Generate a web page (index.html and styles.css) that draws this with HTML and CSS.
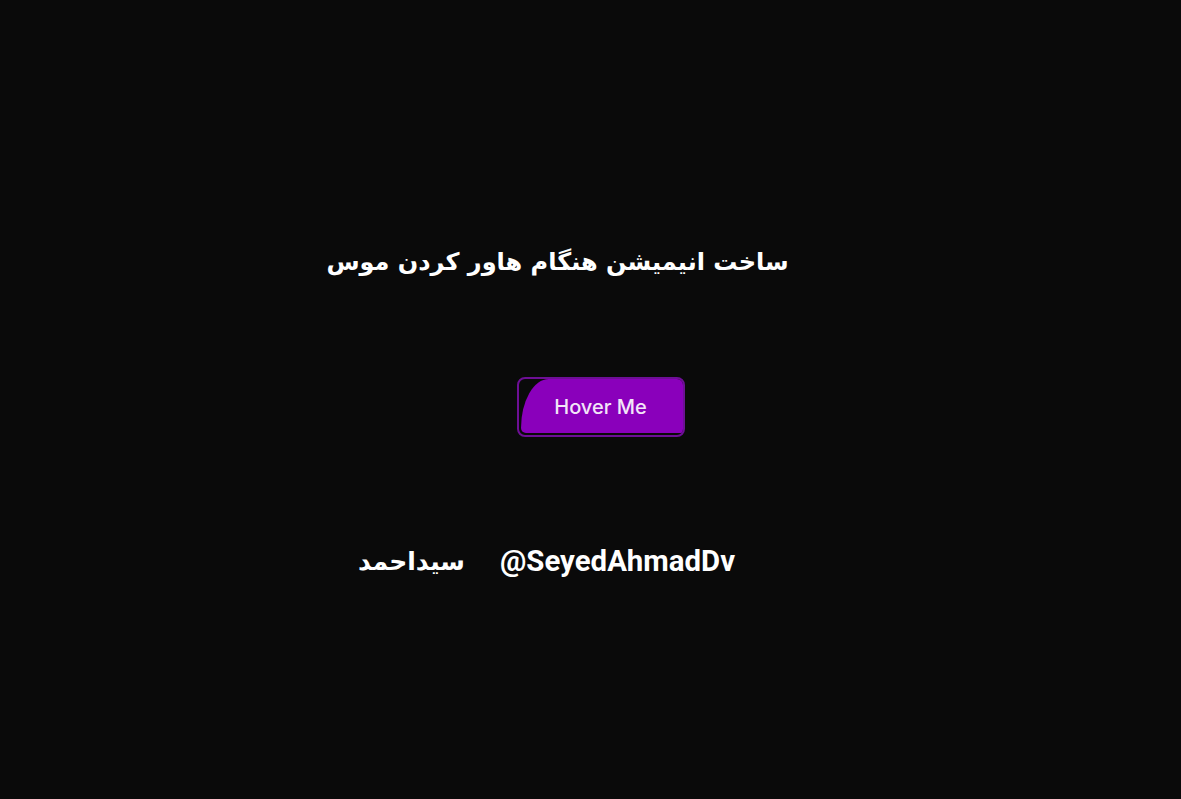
FILE: index.html
```html
<!DOCTYPE html>
<html lang="fa">
<head>
<meta charset="utf-8">
<link rel="stylesheet" href="styles.css">
</head>
<body>
<main class="page">
  <h1 class="title">ساخت انیمیشن هنگام هاور کردن موس</h1>
  <button class="hover-btn"><span class="hover-fill"></span><span class="hover-label">Hover Me</span></button>
  <div class="credit">
    <span class="credit-name">سیداحمد</span>
    <span class="credit-handle">@SeyedAhmadDv</span>
  </div>
</main>
</body>
</html>
```
FILE: styles.css
```css
html, body {
  margin: 0;
  padding: 0;
  background: #0a0a0a;
  height: 100%;
}
.page {
  display: flex;
  flex-direction: column;
  align-items: center;
  padding-top: 240px;
}
.title {
  margin: 0 66px 0 0;
  font-family: "DejaVu Sans", sans-serif;
  font-weight: bold;
  font-size: 24px;
  line-height: 44px;
  color: #ffffff;
  direction: rtl;
}
.hover-btn {
  position: relative;
  margin: 93px 0 0 20px;
  width: 168px;
  height: 60px;
  border: 2px solid #6d0f95;
  border-radius: 8px;
  background: #0a0a0a;
  padding: 0;
  overflow: hidden;
  cursor: pointer;
}
.hover-fill {
  position: absolute;
  left: 2px;
  top: 0;
  right: 0;
  bottom: 2px;
  background: #8a00bb;
  border-top-left-radius: 34px 60px;
  border-bottom-left-radius: 6px;
}
.hover-label {
  position: relative;
  font-family: Inter, sans-serif;
  font-weight: 500;
  font-size: 20px;
  color: #f3e6f8;
}
.credit {
  display: flex;
  align-items: center;
  gap: 35px;
  margin: 107px 88px 0 0;
  color: #ffffff;
  font-weight: bold;
}
.credit-name {
  font-family: "DejaVu Sans", sans-serif;
  font-size: 25px;
  direction: rtl;
}
.credit-handle {
  font-family: Roboto, sans-serif;
  font-size: 29.4px;
}
```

═══

→ Written instruction: Every line above should be repeated exactly; pictures stay out of the copy.

→ Final result:
Generate a web page (index.html and styles.css) that draws this with HTML and CSS.
FILE: index.html
```html
<!DOCTYPE html>
<html lang="fa">
<head>
<meta charset="utf-8">
<link rel="stylesheet" href="styles.css">
</head>
<body>
<main class="page">
  <h1 class="title">ساخت انیمیشن هنگام هاور کردن موس</h1>
  <button class="hover-btn"><span class="hover-fill"></span><span class="hover-label">Hover Me</span></button>
  <div class="credit">
    <span class="credit-name">سیداحمد</span>
    <span class="credit-handle">@SeyedAhmadDv</span>
  </div>
</main>
</body>
</html>
```
FILE: styles.css
```css
html, body {
  margin: 0;
  padding: 0;
  background: #0a0a0a;
  height: 100%;
}
.page {
  display: flex;
  flex-direction: column;
  align-items: center;
  padding-top: 240px;
}
.title {
  margin: 0 66px 0 0;
  font-family: "DejaVu Sans", sans-serif;
  font-weight: bold;
  font-size: 24px;
  line-height: 44px;
  color: #ffffff;
  direction: rtl;
}
.hover-btn {
  position: relative;
  margin: 93px 0 0 20px;
  width: 168px;
  height: 60px;
  border: 2px solid #6d0f95;
  border-radius: 8px;
  background: #0a0a0a;
  padding: 0;
  overflow: hidden;
  cursor: pointer;
}
.hover-fill {
  position: absolute;
  left: 2px;
  top: 0;
  right: 0;
  bottom: 2px;
  background: #8a00bb;
  border-top-left-radius: 34px 60px;
  border-bottom-left-radius: 6px;
}
.hover-label {
  position: relative;
  font-family: Inter, sans-serif;
  font-weight: 500;
  font-size: 20px;
  color: #f3e6f8;
}
.credit {
  display: flex;
  align-items: center;
  gap: 35px;
  margin: 107px 88px 0 0;
  color: #ffffff;
  font-weight: bold;
}
.credit-name {
  font-family: "DejaVu Sans", sans-serif;
  font-size: 25px;
  direction: rtl;
}
.credit-handle {
  font-family: Roboto, sans-serif;
  font-size: 29.4px;
}
```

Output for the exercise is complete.